L’interprétation protestante évangélique

Plusieurs évangéliques croient qu’il est impossible de concilier ensemble les textes bibliques et la science moderne. Ils font une lecture au premier degré et concordiste, c’est-à-dire une qui cherche à harmoniser chacune des affirmations de ces récits prises au sens littéral avec l’histoire et la science. Ainsi, pour eux, Adam a été modelé à partir de la terre du sol, Ève fut créée à partir de la côte d’Adam, le serpent était une créature animale avec des cordes vocales qui parlaient la même langue qu’Adam.

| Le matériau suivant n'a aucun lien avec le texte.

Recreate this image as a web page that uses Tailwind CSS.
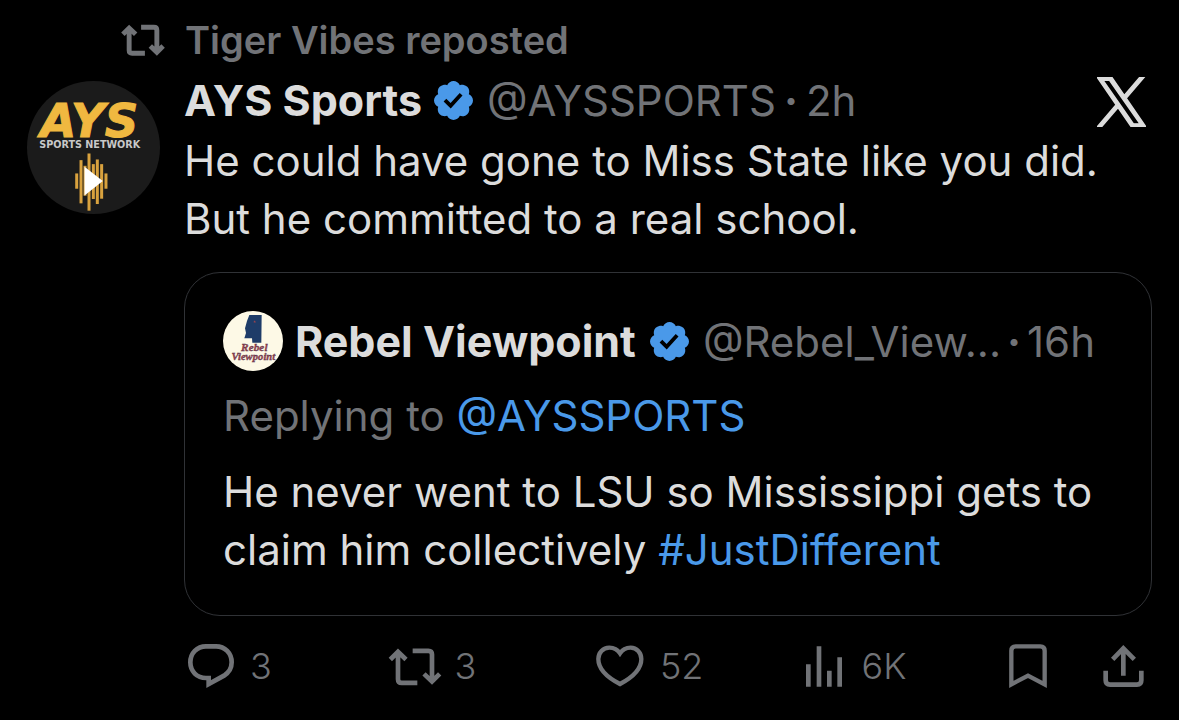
<!DOCTYPE html>
<html lang="en">
<head>
    <meta charset="UTF-8">
    <meta name="viewport" content="width=device-width, initial-scale=1.0">
    <title>AYS Sports on X</title>
    <script src="https://cdn.jsdelivr.net/npm/@tailwindcss/browser@4"></script>
</head>
<body class="bg-black font-['Inter','Liberation_Sans',sans-serif] text-[#dcdcdc]">
    <!-- Shared icons -->
    <svg class="hidden" aria-hidden="true">
        <symbol id="icon-repost" viewBox="0 0 162 116">
            <g fill="none" stroke="currentColor">
                <path d="M7 37 30 14 54 37M30 14V96Q30 107 41 107H88"/>
                <path d="M74 11H121Q132 11 132 22V103M108 80 132 103 155 80"/>
            </g>
        </symbol>
        <symbol id="icon-verified" viewBox="1.6 1.6 18.8 18.8">
            <path fill="currentColor" d="M20.396 11c-.018-.646-.215-1.275-.57-1.816-.354-.54-.852-.972-1.438-1.246.223-.607.27-1.264.14-1.897-.131-.634-.437-1.218-.882-1.687-.47-.445-1.053-.75-1.687-.882-.633-.13-1.29-.083-1.897.14-.273-.587-.704-1.086-1.245-1.44S11.647 1.62 11 1.604c-.646.017-1.273.213-1.813.568s-.969.854-1.24 1.44c-.608-.223-1.267-.272-1.902-.14-.635.13-1.22.436-1.69.882-.445.47-.749 1.055-.878 1.688-.13.633-.08 1.29.144 1.896-.587.274-1.087.705-1.443 1.245-.356.54-.555 1.17-.574 1.817.02.647.218 1.276.574 1.817.356.54.856.972 1.443 1.245-.224.606-.274 1.263-.144 1.896.13.634.433 1.218.877 1.688.47.443 1.054.747 1.687.878.633.132 1.29.084 1.897-.136.274.586.705 1.084 1.246 1.439.54.354 1.17.551 1.816.569.647-.016 1.276-.213 1.817-.567s.972-.854 1.245-1.44c.604.239 1.266.296 1.903.164.636-.132 1.22-.447 1.68-.907.46-.46.776-1.044.908-1.681s.075-1.299-.165-1.903c.586-.274 1.084-.705 1.439-1.246.354-.54.551-1.17.569-1.816zM9.662 14.85l-3.429-3.428 1.293-1.302 2.072 2.072 4.4-4.794 1.347 1.246z"/>
        </symbol>
    </svg>

    <article class="px-[27px] pt-3">
        <!-- Reposted by -->
        <div class="flex items-center gap-5 h-14 text-[#717377]">
            <div class="w-[138px] flex justify-end">
                <svg class="w-11 h-8 stroke-[18px]"><use href="#icon-repost"/></svg>
            </div>
            <a href="#" class="text-[38px] font-semibold">Tiger Vibes reposted</a>
        </div>

        <div class="flex gap-6">
            <a href="#" class="shrink-0 mt-[13px]" aria-label="AYS Sports">
                <svg class="w-[133px] h-[133px]" viewBox="0 0 400 400">
                    <circle cx="200" cy="200" r="200" fill="#1b1b1b"/>
                    <text x="40" y="169" font-family="DejaVu Sans" font-weight="bold" font-style="italic" font-size="140" fill="#f0b840" stroke="#f0b840" stroke-width="3">AYS</text>
                    <text x="37" y="201" font-family="DejaVu Sans" font-weight="bold" font-size="29" fill="#c8c8c8">SPORTS NETWORK</text>
                    <g fill="#d9a23e">
                        <rect x="145" y="278" width="9" height="46"/>
                        <rect x="158" y="238" width="9" height="130"/>
                        <rect x="170" y="255" width="9" height="90"/>
                        <rect x="182" y="218" width="9" height="172"/>
                        <rect x="195" y="250" width="9" height="105"/>
                        <rect x="207" y="236" width="9" height="134"/>
                        <rect x="220" y="250" width="9" height="104"/>
                        <rect x="233" y="278" width="9" height="46"/>
                    </g>
                    <path d="M173 258 228 301 173 344Z" fill="#fff"/>
                </svg>
            </a>

            <div class="flex-1 min-w-0">
                <!-- Author -->
                <div class="flex items-center justify-between pr-1.5 h-16">
                    <div class="flex items-center text-[42px]">
                        <a href="#" class="text-[43px] font-bold">AYS Sports</a>
                        <svg class="w-[39px] h-[39px] ml-3 mr-3.5 text-[#4a99e9]" role="img" aria-label="Verified"><use href="#icon-verified"/></svg>
                        <a href="#" class="text-[#717377]">@AYSSPORTS</a>
                        <span class="text-[#717377] font-bold mx-2">·</span>
                        <a href="#" class="text-[#717377]">2h</a>
                    </div>
                    <a href="#" class="mt-1" aria-label="X">
                        <svg class="w-[49px] h-[50px]" viewBox="0 0 1200 1227" fill="currentColor" stroke="currentColor" stroke-width="36">
                            <path d="M714.163 519.284L1160.89 0H1055.03L667.137 450.887L357.328 0H0L468.492 681.821L0 1226.37H105.866L515.491 750.218L842.672 1226.37H1200L714.137 519.284H714.163ZM569.165 687.828L521.697 619.934L144.011 79.6944H306.615L611.412 515.685L658.88 583.579L1055.08 1150.3H892.476L569.165 687.854V687.828Z"/>
                        </svg>
                    </a>
                </div>

                <p class="text-[42px] leading-[58px]">He could have gone to Miss State like you did. <br>But he committed to a real school.</p>

                <!-- Quoted post -->
                <section class="mt-6 border border-[#303236] rounded-[36px] px-[38px] pt-[38px] pb-9">
                    <div class="flex items-center h-[60px] text-[42px] whitespace-nowrap">
                        <svg class="w-[60px] h-[60px] shrink-0" viewBox="0 0 180 180">
                            <circle cx="90" cy="90" r="90" fill="#fdf9e6"/>
                            <path d="M79 12H116L115 95H88L87 82H64L69 66 66 52 72 30Z" fill="#1e3c68"/>
                            <path d="M95 28 98 36 91 31H99L92 36Z" fill="#a5444c"/>
                            <g font-family="Liberation Serif" font-weight="bold" font-style="italic" text-anchor="middle" fill="#a5444c" stroke="#4c304a" stroke-width="1">
                                <text x="94" y="119" font-size="34">Rebel</text>
                                <text x="91" y="146" font-size="32">Viewpoint</text>
                            </g>
                        </svg>
                        <a href="#" class="text-[43px] font-bold ml-3">Rebel Viewpoint</a>
                        <svg class="w-[39px] h-[39px] shrink-0 mx-3.5 text-[#4a99e9]" role="img" aria-label="Verified"><use href="#icon-verified"/></svg>
                        <a href="#" class="text-[#717377]">@Rebel_View...</a>
                        <span class="text-[#717377] font-bold mx-1.5">·</span>
                        <a href="#" class="text-[#717377]">16h</a>
                    </div>
                    <p class="mt-4 text-[42px] leading-[58px] text-[#717377]">Replying to <a href="#" class="text-[#4a99e9]">@AYSSPORTS</a></p>
                    <p class="mt-[18px] text-[42px] leading-[58px]">He never went to LSU so Mississippi gets to <br>claim him collectively <a href="#" class="text-[#4a99e9]">#JustDifferent</a></p>
                </section>

                <!-- Actions -->
                <div class="flex items-center mt-[22px] h-14 pl-1 pr-2 text-[36px] font-light text-[#717377]">
                    <div class="flex-1 grid grid-cols-[200fr_207fr_209fr_203fr]">
                        <button class="flex items-center gap-4" aria-label="3 replies">
                            <svg class="w-[46px] h-11" viewBox="54 70 138 132" fill="none" stroke="currentColor" stroke-width="14">
                                <path d="M108 77H138C165 77 185 98 185 125C185 145 175 157 162 165L116 190V172H108C81 172 61 152 61 125C61 98 81 77 108 77Z"/>
                            </svg>
                            3
                        </button>
                        <button class="flex items-center gap-3" aria-label="3 reposts">
                            <svg class="w-[54px] h-[39px] stroke-[14px]"><use href="#icon-repost"/></svg>
                            3
                        </button>
                        <button class="flex items-center gap-4" aria-label="52 likes">
                            <svg class="w-12 h-[42px]" viewBox="45 76 144 126" fill="none" stroke="currentColor" stroke-width="13">
                                <path d="M117 101C108 87 96 84 85 84C66 84 52 99 52 118C52 148 80 174 117 193C153 174 181 148 181 118C181 99 167 84 149 84C138 84 126 87 117 101Z"/>
                            </svg>
                            52
                        </button>
                        <button class="flex items-center gap-5" aria-label="6K views">
                            <svg class="w-9 h-[41px]" viewBox="675 77 108 122" fill="currentColor">
                                <path d="M675 131h14v68h-14zM707 77h14v122h-14zM738 151h14v48h-14zM769 110h14v89h-14z"/>
                            </svg>
                            6K
                        </button>
                    </div>
                    <div class="flex items-center gap-14">
                        <button aria-label="Bookmark">
                            <svg class="w-[38px] h-11" viewBox="84 130 114 132" fill="none" stroke="currentColor" stroke-width="13">
                                <path d="M91 251V150Q91 137 104 137H178Q191 137 191 150V251L141 225Z"/>
                            </svg>
                        </button>
                        <button aria-label="Share">
                            <svg class="w-[41px] h-[42px]" viewBox="368 133 123 126" fill="none" stroke="currentColor" stroke-width="14">
                                <path d="M376 210V239Q376 252 389 252H470Q483 252 483 239V210M429 225V143M397 176 429 143 462 176"/>
                            </svg>
                        </button>
                    </div>
                </div>
            </div>
        </div>
    </article>
</body>
</html>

Cette interprétation littéraliste et concordiste n’est pas du tout nécessaire. Le genre littéraire des récits des origines suggère une autre interprétation. Les vérités spirituelles et existentielles qu’elles expriment sont par définition inaccessibles à toute forme d’investigation, car situées au-delà de l’histoire. Les figures archétypales des textes narratifs fondateurs, bien que littéraires et symboliques, fonctionnent comme une explication vraie de la condition humaine. Ils ont un lien avec la réalité historique, mais pas au niveau factuel, au niveau théologique.

 

Conclusion

L’interprétation des récits fondateurs est passablement plus inspirante que ce que j’en ai dit ici. Elle est d’une sagesse infinie pour comprendre le sens des origines. Replacé dans son contexte historique et littéraire, Genèse donne un modèle d’intendance à l’homme. La manière dont Dieu a créé le monde est le modèle que l’homme – ce vice-roi de la création – doit suivre. Malheureusement, il a choisi de suivre une autre voie. Le péché a corrompu non seulement la culture, mais aussi jusqu’au cœur de la nature. Le concordisme (faire des correspondances)  et l’inerrance (l’absence d’erreur) que nous comprenons sont théologiques, pas scientifiques.